## start Given records

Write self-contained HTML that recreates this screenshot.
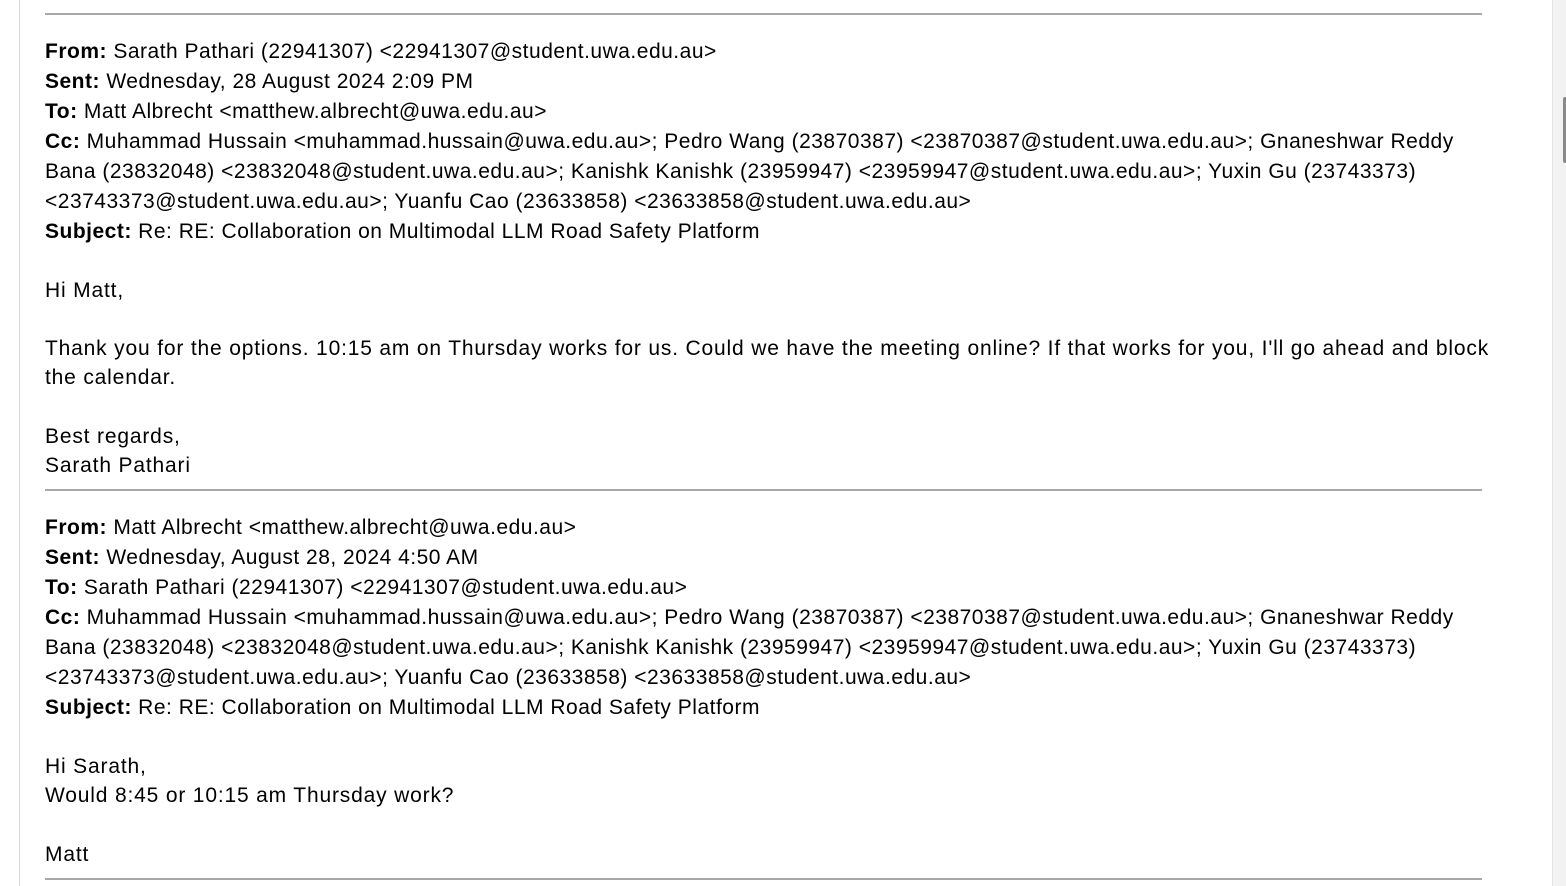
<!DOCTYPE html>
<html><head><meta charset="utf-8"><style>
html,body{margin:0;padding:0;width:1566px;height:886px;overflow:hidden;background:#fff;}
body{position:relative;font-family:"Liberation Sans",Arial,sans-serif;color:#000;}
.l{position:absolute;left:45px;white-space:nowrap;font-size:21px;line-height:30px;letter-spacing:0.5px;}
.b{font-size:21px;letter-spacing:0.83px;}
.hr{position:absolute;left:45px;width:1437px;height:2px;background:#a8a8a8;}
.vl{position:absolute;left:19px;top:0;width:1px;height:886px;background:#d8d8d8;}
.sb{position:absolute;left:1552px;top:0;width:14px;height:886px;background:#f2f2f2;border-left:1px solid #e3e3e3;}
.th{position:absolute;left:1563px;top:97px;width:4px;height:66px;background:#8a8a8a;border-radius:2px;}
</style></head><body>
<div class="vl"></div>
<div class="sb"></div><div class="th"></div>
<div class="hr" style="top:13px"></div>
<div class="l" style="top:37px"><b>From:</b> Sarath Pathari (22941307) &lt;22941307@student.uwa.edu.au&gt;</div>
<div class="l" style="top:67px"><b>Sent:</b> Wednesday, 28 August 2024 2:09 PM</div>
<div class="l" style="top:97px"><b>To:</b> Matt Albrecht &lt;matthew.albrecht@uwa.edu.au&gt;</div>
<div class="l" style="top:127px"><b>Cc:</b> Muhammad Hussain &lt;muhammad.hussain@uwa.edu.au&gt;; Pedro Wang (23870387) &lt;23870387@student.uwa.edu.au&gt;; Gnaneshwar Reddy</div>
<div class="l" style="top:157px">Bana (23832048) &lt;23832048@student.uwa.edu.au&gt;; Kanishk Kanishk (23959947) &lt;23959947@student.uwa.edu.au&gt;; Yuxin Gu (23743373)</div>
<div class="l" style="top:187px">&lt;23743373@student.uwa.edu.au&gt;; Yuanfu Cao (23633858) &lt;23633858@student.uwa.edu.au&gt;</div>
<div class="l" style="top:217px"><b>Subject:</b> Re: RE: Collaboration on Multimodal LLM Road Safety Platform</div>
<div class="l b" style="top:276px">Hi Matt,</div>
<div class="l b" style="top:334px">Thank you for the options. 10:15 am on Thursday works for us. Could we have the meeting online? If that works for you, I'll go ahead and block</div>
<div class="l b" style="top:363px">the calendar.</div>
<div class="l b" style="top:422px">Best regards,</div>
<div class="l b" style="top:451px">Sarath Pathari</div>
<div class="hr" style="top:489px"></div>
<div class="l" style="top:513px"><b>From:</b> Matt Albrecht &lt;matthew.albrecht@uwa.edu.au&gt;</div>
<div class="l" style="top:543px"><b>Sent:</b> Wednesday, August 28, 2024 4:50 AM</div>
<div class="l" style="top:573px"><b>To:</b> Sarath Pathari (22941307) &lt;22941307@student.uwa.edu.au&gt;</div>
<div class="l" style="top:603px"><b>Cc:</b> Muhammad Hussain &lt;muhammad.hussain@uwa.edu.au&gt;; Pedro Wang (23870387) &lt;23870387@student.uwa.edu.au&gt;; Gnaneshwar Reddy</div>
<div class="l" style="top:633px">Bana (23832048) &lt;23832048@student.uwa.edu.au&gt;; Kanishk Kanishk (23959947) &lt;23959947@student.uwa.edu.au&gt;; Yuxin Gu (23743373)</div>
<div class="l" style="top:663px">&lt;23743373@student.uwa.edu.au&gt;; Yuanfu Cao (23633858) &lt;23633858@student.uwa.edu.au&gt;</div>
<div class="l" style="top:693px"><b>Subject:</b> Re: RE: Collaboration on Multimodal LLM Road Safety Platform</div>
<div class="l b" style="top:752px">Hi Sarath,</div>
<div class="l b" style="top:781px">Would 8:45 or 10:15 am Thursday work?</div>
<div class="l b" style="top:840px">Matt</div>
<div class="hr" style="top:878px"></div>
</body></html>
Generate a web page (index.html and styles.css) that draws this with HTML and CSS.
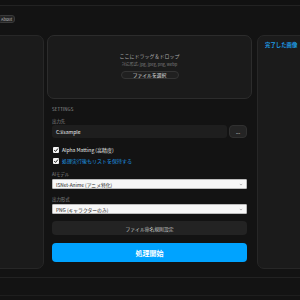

## end Given records

Task instructions: Skipping the pictures, transcribe each line above exactly as it appears.

Finished exercise:
Write self-contained HTML that recreates this screenshot.
<!DOCTYPE html>
<html><head><meta charset="utf-8"><style>
html,body{margin:0;padding:0;width:1566px;height:886px;overflow:hidden;background:#fff;}
body{position:relative;font-family:"Liberation Sans",Arial,sans-serif;color:#000;}
.l{position:absolute;left:45px;white-space:nowrap;font-size:21px;line-height:30px;letter-spacing:0.5px;}
.b{font-size:21px;letter-spacing:0.83px;}
.hr{position:absolute;left:45px;width:1437px;height:2px;background:#a8a8a8;}
.vl{position:absolute;left:19px;top:0;width:1px;height:886px;background:#d8d8d8;}
.sb{position:absolute;left:1552px;top:0;width:14px;height:886px;background:#f2f2f2;border-left:1px solid #e3e3e3;}
.th{position:absolute;left:1563px;top:97px;width:4px;height:66px;background:#8a8a8a;border-radius:2px;}
</style></head><body>
<div class="vl"></div>
<div class="sb"></div><div class="th"></div>
<div class="hr" style="top:13px"></div>
<div class="l" style="top:37px"><b>From:</b> Sarath Pathari (22941307) &lt;22941307@student.uwa.edu.au&gt;</div>
<div class="l" style="top:67px"><b>Sent:</b> Wednesday, 28 August 2024 2:09 PM</div>
<div class="l" style="top:97px"><b>To:</b> Matt Albrecht &lt;matthew.albrecht@uwa.edu.au&gt;</div>
<div class="l" style="top:127px"><b>Cc:</b> Muhammad Hussain &lt;muhammad.hussain@uwa.edu.au&gt;; Pedro Wang (23870387) &lt;23870387@student.uwa.edu.au&gt;; Gnaneshwar Reddy</div>
<div class="l" style="top:157px">Bana (23832048) &lt;23832048@student.uwa.edu.au&gt;; Kanishk Kanishk (23959947) &lt;23959947@student.uwa.edu.au&gt;; Yuxin Gu (23743373)</div>
<div class="l" style="top:187px">&lt;23743373@student.uwa.edu.au&gt;; Yuanfu Cao (23633858) &lt;23633858@student.uwa.edu.au&gt;</div>
<div class="l" style="top:217px"><b>Subject:</b> Re: RE: Collaboration on Multimodal LLM Road Safety Platform</div>
<div class="l b" style="top:276px">Hi Matt,</div>
<div class="l b" style="top:334px">Thank you for the options. 10:15 am on Thursday works for us. Could we have the meeting online? If that works for you, I'll go ahead and block</div>
<div class="l b" style="top:363px">the calendar.</div>
<div class="l b" style="top:422px">Best regards,</div>
<div class="l b" style="top:451px">Sarath Pathari</div>
<div class="hr" style="top:489px"></div>
<div class="l" style="top:513px"><b>From:</b> Matt Albrecht &lt;matthew.albrecht@uwa.edu.au&gt;</div>
<div class="l" style="top:543px"><b>Sent:</b> Wednesday, August 28, 2024 4:50 AM</div>
<div class="l" style="top:573px"><b>To:</b> Sarath Pathari (22941307) &lt;22941307@student.uwa.edu.au&gt;</div>
<div class="l" style="top:603px"><b>Cc:</b> Muhammad Hussain &lt;muhammad.hussain@uwa.edu.au&gt;; Pedro Wang (23870387) &lt;23870387@student.uwa.edu.au&gt;; Gnaneshwar Reddy</div>
<div class="l" style="top:633px">Bana (23832048) &lt;23832048@student.uwa.edu.au&gt;; Kanishk Kanishk (23959947) &lt;23959947@student.uwa.edu.au&gt;; Yuxin Gu (23743373)</div>
<div class="l" style="top:663px">&lt;23743373@student.uwa.edu.au&gt;; Yuanfu Cao (23633858) &lt;23633858@student.uwa.edu.au&gt;</div>
<div class="l" style="top:693px"><b>Subject:</b> Re: RE: Collaboration on Multimodal LLM Road Safety Platform</div>
<div class="l b" style="top:752px">Hi Sarath,</div>
<div class="l b" style="top:781px">Would 8:45 or 10:15 am Thursday work?</div>
<div class="l b" style="top:840px">Matt</div>
<div class="hr" style="top:878px"></div>
</body></html>
Generate a web page (index.html and styles.css) that draws this with HTML and CSS.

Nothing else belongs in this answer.